After the Soviet withdrawal from Afghanistan at the end of the 1980s, the Pakistani military created, armed and commanded the benighted Islamic extremists called the Taliban, who took over most of Afghanistan by 1996. Under the Taliban, the country became the headquarters of al-Qaeda, the international terrorist movement headed by Osama bin Laden.

With the Sept. 11, 2001, terrorist attacks on the United States, Pakistan had little choice but to declare itself an ally of Washington, especially because India had immediately made clear that New Delhi was Washington's strategic ally. But ISI support of the Taliban continued.

Taliban and al-Qaeda gunmen continued to cross the rugged Pakistan- Afghanistan border both ways. In all likelihood, Osama bin Laden lives under ISI protection on one side or the other of the border. A new phase of the struggle for Afghanistan has started, however, with attacks by well-armed, organized Taliban units of as many as several hundred men.

Just as the Taliban's original victory would not have been possible without direct Pakistani assistance, it's highly unlikely the recent assaults could have been launched without a direct ISI role. So far, U.S. troops and a limited number of new Afghan troops have taken on the new Taliban invaders. But the UN-mandated, NATO-commanded international stabilization force, with its large Canadian contingent, is beginning to move out of the Kabul area in order to secure remote provinces. It's inevitable that Pakistan-backed Taliban invaders will engage Canadian troops.

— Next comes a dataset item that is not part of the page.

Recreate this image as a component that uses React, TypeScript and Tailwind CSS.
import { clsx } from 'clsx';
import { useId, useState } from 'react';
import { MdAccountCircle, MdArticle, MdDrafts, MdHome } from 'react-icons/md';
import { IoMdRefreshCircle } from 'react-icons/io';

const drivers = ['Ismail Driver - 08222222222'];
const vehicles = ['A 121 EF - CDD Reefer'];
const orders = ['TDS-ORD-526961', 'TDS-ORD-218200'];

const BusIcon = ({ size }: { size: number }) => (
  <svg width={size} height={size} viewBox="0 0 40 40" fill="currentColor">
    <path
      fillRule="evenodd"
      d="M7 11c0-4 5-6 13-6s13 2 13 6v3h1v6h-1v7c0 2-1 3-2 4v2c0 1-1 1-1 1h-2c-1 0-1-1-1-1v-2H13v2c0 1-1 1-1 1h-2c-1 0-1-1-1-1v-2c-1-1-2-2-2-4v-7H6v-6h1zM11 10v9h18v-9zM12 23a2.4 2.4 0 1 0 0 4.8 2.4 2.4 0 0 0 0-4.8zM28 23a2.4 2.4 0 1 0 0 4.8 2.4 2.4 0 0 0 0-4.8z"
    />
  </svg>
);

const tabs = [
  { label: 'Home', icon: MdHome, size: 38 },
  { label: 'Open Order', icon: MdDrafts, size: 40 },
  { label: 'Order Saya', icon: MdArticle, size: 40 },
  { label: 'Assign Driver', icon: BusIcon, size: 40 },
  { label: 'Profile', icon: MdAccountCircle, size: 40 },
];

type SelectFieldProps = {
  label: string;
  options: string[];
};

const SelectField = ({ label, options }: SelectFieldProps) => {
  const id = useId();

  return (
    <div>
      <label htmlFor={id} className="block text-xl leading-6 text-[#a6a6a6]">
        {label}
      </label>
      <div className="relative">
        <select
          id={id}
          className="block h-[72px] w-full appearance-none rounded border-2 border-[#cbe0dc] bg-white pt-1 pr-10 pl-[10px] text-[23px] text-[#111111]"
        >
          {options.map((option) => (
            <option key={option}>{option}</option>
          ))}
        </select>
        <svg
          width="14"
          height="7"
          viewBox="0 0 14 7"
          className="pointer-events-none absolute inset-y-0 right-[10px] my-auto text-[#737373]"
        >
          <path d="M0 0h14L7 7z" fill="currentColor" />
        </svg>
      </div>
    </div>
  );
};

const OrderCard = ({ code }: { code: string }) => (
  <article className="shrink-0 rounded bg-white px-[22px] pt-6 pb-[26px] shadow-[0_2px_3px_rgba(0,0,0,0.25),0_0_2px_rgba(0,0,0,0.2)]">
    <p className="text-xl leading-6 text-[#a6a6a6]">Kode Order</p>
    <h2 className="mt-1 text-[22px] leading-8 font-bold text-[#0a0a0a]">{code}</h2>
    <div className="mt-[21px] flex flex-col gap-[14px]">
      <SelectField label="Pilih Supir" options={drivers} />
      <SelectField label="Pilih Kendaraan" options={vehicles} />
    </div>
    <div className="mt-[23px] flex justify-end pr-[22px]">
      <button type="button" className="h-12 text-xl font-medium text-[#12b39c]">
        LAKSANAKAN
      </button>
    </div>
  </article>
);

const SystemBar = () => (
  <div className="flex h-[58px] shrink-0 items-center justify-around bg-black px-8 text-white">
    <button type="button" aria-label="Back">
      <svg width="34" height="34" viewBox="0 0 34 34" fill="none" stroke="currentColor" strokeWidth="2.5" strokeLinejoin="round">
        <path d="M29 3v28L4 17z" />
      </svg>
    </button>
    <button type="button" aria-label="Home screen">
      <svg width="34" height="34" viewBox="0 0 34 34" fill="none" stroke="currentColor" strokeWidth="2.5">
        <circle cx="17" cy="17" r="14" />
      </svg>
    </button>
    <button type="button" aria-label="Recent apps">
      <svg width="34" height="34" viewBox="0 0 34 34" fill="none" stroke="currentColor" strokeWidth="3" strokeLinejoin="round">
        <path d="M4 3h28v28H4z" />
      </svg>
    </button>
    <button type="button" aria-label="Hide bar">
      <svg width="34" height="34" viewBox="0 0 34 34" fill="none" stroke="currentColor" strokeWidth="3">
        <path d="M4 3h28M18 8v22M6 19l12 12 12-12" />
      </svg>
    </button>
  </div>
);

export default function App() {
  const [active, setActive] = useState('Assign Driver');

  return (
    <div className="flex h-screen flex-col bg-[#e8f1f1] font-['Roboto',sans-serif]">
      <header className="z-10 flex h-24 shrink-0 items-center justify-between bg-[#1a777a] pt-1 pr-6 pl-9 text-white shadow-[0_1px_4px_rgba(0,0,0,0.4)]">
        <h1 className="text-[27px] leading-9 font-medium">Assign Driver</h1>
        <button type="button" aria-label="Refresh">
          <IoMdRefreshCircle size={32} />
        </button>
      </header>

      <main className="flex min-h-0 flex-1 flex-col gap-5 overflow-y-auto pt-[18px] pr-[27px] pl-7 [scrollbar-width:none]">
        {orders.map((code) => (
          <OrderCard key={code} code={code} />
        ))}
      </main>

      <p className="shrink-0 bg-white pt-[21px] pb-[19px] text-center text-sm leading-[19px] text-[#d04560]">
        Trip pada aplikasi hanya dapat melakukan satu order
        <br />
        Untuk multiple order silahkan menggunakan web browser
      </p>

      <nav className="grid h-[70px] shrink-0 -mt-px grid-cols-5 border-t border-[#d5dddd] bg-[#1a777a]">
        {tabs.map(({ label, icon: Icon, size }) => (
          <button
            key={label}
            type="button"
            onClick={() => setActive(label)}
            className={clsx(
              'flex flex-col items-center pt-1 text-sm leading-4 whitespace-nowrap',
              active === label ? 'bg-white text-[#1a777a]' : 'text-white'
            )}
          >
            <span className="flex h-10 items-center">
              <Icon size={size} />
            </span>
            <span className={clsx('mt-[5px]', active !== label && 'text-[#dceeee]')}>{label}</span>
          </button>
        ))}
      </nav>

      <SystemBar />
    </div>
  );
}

Apart from terrorist campaigns designed to persuade India to give up the Vale of Kashmir and to put Taliban fanatics back in control in Afghanistan, Pakistan, with its nuclear weapons, has the potential of contributing to much wider destabilization.

Its nuclear bomb is a Chinese bomb, and it has an estimated one dozen to two dozen of them. But Pakistan also acquired nuclear components illegally, and this led the United States to refuse to deliver to it some 28 F-16 fighter planes. Moreover, Western officials have confirmed that Islamabad transferred Chinese nuclear-weapons technology to both Iran and North Korea -- in the latter case, in exchange for missiles with which Pakistan's generals targeted Indian cities. Gen. Musharraf threatened to use these nuclear-tipped missiles in 2002.

Western reticence to confront Pakistan grows out of fear that Islamic extremists, either clerics or generals who already control its nukes, will deploy or even use them if they oust Gen. Musharraf. But the Pakistani leader is clearly playing a double game. Mr. Bush's refusal to mediate on the Kashmir issue or provide the F-16s as payment for Pakistan's limited co-operation after 9/11, or even guarantee increased economic aid without an end to terrorism, may well have caused him to step up terrorism instead in Afghanistan and Kashmir.

The best thing that Prime Minister Jean Chrétien can do is inform Gen. Musharraf that Canada has an important stake in what happens in Afghanistan and in the war against terrorism in general. Considering the imminent dangers, it would be better if he did this publicly as well as privately. The worst thing Mr. Chrétien can do is accept an expected Musharraf lecture about Western mistreatment of Muslims, and leave the impression that Pakistan does not present a big problem. That is probably more likely, and it would make a bad situation worse.

David Van Praagh, a former South Asia correspondent for The Globe and Mail, is a professor of journalism at Carleton University. His book, The Greater Game: India's Race with Destiny and China, will be published next month.